Joseph Prueher: Yeah. And I'd met him before I went to China, when he was ambassador to the US. But after, we were having a press conference and Faye Sim was the interpreter. And Li talked at the thing and said you know, "You Americans don't understand about having lost a pilot and he's got a son that will grow up without a father." And I said, "Mr. Minister, nobody understands that better than I do." And he looked at me funny like that. And I didn't say anything more, but Faye starts, Faye was trying to interpret, and she knew my story, and she started crying (laughs).

And that, I mean, just some of the posturing that goes on is amazing.

Now, having said that, 'cause we're about to wind up here, you may have another couple of questions, but I sort of along the lines that I talked about with dealing with the Chinese these days, I really enjoy working with the Chinese. I think they're fun, they have a good sense of humor, they're a little bawdy sometimes, which suits my instincts a bit. So, I think there is hope to do it.

The other question about these are times, we're talking about early 2000s now, we're nearly twenty years later. Things are very testy and seem, I only know what I read, and there's, what you read, almost all of it is biased one way or another, so I try to filter that, but you know, if you get too proud nations that bring it to confrontational stuff, and neither is gonna give an inch, there’s a negotiating tactic which is there too, but it's not a good situation to have to go to the mat over every issue.

And I think the, one of the things that again happened early on. I got asked the question, the difference between the idea in the United States of manifest destiny and the idea of the Middle Kingdom. And here you have two entities, different styles of government. “Conceived in liberty, dedicated to the proposition that all men are created equal, whether this nation or any nation, so conceived and so dedicated can long endure.” We've got two different styles of government there, that can either work together, which I think they can, or not.

I think the Chi- well, one of the things that, I don't agree with it, but I think we don't understand about the Chinese, I don't agree with the Chinese position on this, is falsifying records to get into schools and doing other things like that is an accepted practice. Stealing if you can get information, and we call it stealing, they just call it getting information. That's accepted practice. They don't see that that's ... I don't think that they see that it's a moral wrong. It's a business practice; if you can get away with it, it's all right.

These are problems we have to understand about each other. So.

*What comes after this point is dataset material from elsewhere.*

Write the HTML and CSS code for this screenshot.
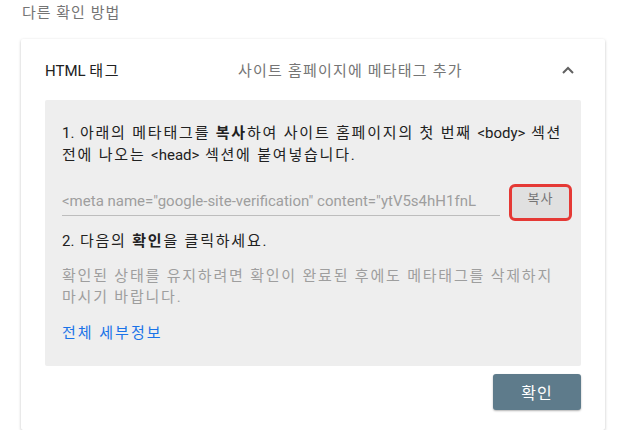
FILE: index.html
```html
<!DOCTYPE html>
<html lang="ko">
<head>
  <meta charset="UTF-8">
  <title>다른 확인 방법</title>
  <link rel="stylesheet" href="styles.css">
</head>
<body>

  <!-- Section title -->
  <div class="section-title">다른 확인 방법</div>

  <!-- Method card -->
  <div class="method-card">
    <div class="method-header">
      <span class="method-name">HTML <span class="ko">태그</span></span>
      <span class="method-desc">사이트 홈페이지에 메타태그 추가</span>
      <svg class="chevron" width="14" height="10" viewBox="0 0 14 10">
        <polyline points="2,8 7,3 12,8" fill="none" stroke="#616161" stroke-width="2"/>
      </svg>
    </div>

    <!-- Instructions panel -->
    <div class="method-panel">
      <p class="step"><span class="en">1.</span> 아래의 메타태그를 <b>복사</b>하여 사이트 홈페이지의 첫 번째 <span class="en">&lt;body&gt;</span> 섹션 전에 나오는 <span class="en">&lt;head&gt;</span> 섹션에 붙여넣습니다.</p>

      <div class="meta-row">
        <div class="meta-field">&lt;meta name="google-site-verification" content="ytV5s4hH1fnL</div>
        <button class="copy-btn">복사</button>
      </div>

      <p class="step"><span class="en">2.</span> 다음의 <b>확인</b>을 클릭하세요.</p>
      <p class="note">확인된 상태를 유지하려면 확인이 완료된 후에도 메타태그를 삭제하지 마시기 바랍니다.</p>
      <a class="details-link" href="#">전체 세부정보</a>
    </div>

    <div class="card-actions">
      <button class="verify-btn">확인</button>
    </div>
  </div>

</body>
</html>
```

FILE: styles.css
```css
/* Page */
body {
  margin: 0;
  background: #fff;
  font-family: Roboto, "Noto Sans CJK KR", sans-serif;
  color: #212121;
  overflow: hidden;
}

.en {
  letter-spacing: 0;
}

.ko {
  letter-spacing: 1.5px;
}

.section-title {
  padding: 3px 0 0 22px;
  font-size: 15px;
  line-height: 20px;
  letter-spacing: 1px;
  color: #757575;
}

/* Card */
.method-card {
  margin: 16px 0 0 21px;
  width: 584px;
  height: 391px;
  background: #fff;
  box-shadow: 0 1px 3px rgba(0, 0, 0, 0.25);
  border-radius: 2px;
  padding: 0 24px;
  box-sizing: border-box;
}

.method-header {
  display: flex;
  align-items: center;
  height: 61px;
}

.method-name {
  width: 193px;
  font-size: 15px;
  color: #212121;
}

.method-desc {
  flex: 1;
  font-size: 15px;
  letter-spacing: 1.2px;
  color: #757575;
}

.chevron {
  margin-right: 6px;
}

/* Gray instruction panel */
.method-panel {
  background: #eeeeee;
  border-radius: 2px;
  padding: 22px 9px 22px 17px;
  height: 266px;
  box-sizing: border-box;
}

.step {
  margin: 0;
  font-size: 15px;
  line-height: 22px;
  letter-spacing: 1.8px;
  color: #212121;
}

.step b {
  font-weight: bold;
}

.meta-row {
  display: flex;
  align-items: center;
  margin: 18px 0 9px;
}

.meta-field {
  flex: 1;
  min-width: 0;
  overflow: hidden;
  white-space: nowrap;
  font-size: 15px;
  line-height: 22px;
  color: #9e9e9e;
  border-bottom: 1px solid #bdbdbd;
  padding-bottom: 3px;
  margin-right: 9px;
}

.copy-btn {
  width: 63px;
  height: 37px;
  border: 3px solid #e53935;
  border-radius: 6px;
  background: #e0e0e0;
  color: #757575;
  font-family: inherit;
  font-size: 13px;
  letter-spacing: 1px;
  padding: 0 0 10px;
}

.note {
  margin: 14px 0 0;
  font-size: 15px;
  line-height: 21px;
  letter-spacing: 1.8px;
  color: #9e9e9e;
}

.details-link {
  display: inline-block;
  margin-top: 13px;
  font-size: 15px;
  letter-spacing: 2px;
  color: #1a73e8;
  text-decoration: none;
}

/* Actions */
.card-actions {
  display: flex;
  justify-content: flex-end;
  padding-top: 8px;
}

.verify-btn {
  width: 88px;
  height: 36px;
  border: none;
  border-radius: 3px;
  background: #5e7b8b;
  color: #fff;
  font-family: inherit;
  font-size: 16px;
  letter-spacing: 1px;
  box-shadow: 0 1px 2px rgba(0, 0, 0, 0.3);
}
```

James Green: Sir, maybe just as a summary, you mentioned negotiations a couple of times.

Joseph Prueher: Yeah.

James Green: Are there lessons you think, going forward, we can keep in mind from your time, both at CINCPAC-

Joseph Prueher: Yeah.

James Green: -and as the ambassador on how to negotiate? In a lot of ways China has changed and opened up and become more prosperous.

Joseph Prueher: Yeah, yeah.

James Green: In other ways their Marxist-Leninist system hasn't changed.

Joseph Prueher: Yeah.

James Green: And so, dealing with their officials in some ways really hasn't changed that much. And so, is there some guidance that you can kind of give us and give our successors at the Embassy and in the US government, and business, and other areas, about how to negotiate with the Chinese or principles or lessons?

Joseph Prueher: I'm not sure what I have, if my pontification will be helpful. But I talked about reading Dick Solomon's book about it, which helped me a lot.

But I think in any negotiation, this is a sort of a generalized thing, but if you enter a negotiation, the sort of the American way of doing stuff is to, "Let's get busy and get to it." I think first you have to realize, what are the hard points you have to get out of it, and what would you like to get out of it. You also have to understand that about the people on the other side of the table. What do they have to get...?

President Clinton was good at this. I mean he knew, "This guy's not going to be able to deliver that. You know, he can't do that." And whereas we, "Well he's gotta deliver it!" You know? Well he can't do it. And so, you've got to know what they have to get out of it, what they'd like to get out of it.

That's a lot of thinking and a lot of serious work to figure that out, about any negotiation. Particularly a big complex one. And then, you also, on the bigger negotiations, you're not just negotiating it. It's not like buying a tire. You know? It's not just a military thing. It's the whole of government and all these things. And you've gotta realize that these capillaries are going on all the time and just whoever's talking across the table to you are not necessarily the only conduits for information.

So, then if you know those things, then you start negotiating and figuring out what you can give up and what not. Now, I've heard some NSC people talk about a negotiation, it was a great negotiation. We got every expletive-deleted thing we wanted, and they didn't get anything. That's not a good negotiation. That's a negotiation if you're never gonna see the person again, or never do anything again. But if you're going to have a continuing set of negotiations, they're gonna try and stick it to you every chance they get. Which is ... so, people have to get out of it something.

So, I think in our negotiating, we need to be very much aware of that, and then have who the negotiator is. And if it's the President, Xi Jinping, one, they should not be the negotiators. There's gotta be a fallback position. Because they can't save face. That's where you get plausible deniability. Let the ...

And the Chinese, in my experience, in negotiating, sometimes the decisionmaker is in the third row. And, it's pretty handy to know that (laughs).

The actual negotiator can be sacrificed in this thing. Like the “letter of the two sorrys.” The negotiator can be sacrificed if need be, to get the solution you need.

So that's along those lines about all I've got.

James Green: Let's- no need to be modest. Thank you, Mr. Ambassador, Admiral. Great to see you again, I really appreciate your time, and your insights this afternoon.

Joseph Prueher: James, treat to be with you. Thanks so much.

James Green: Admiral Joseph Prueher, speaking with me from Virginia Beach, VA. You’ve been listening to the U.S.-China Dialogue Podcast from Georgetown University. I’m your host, James Green.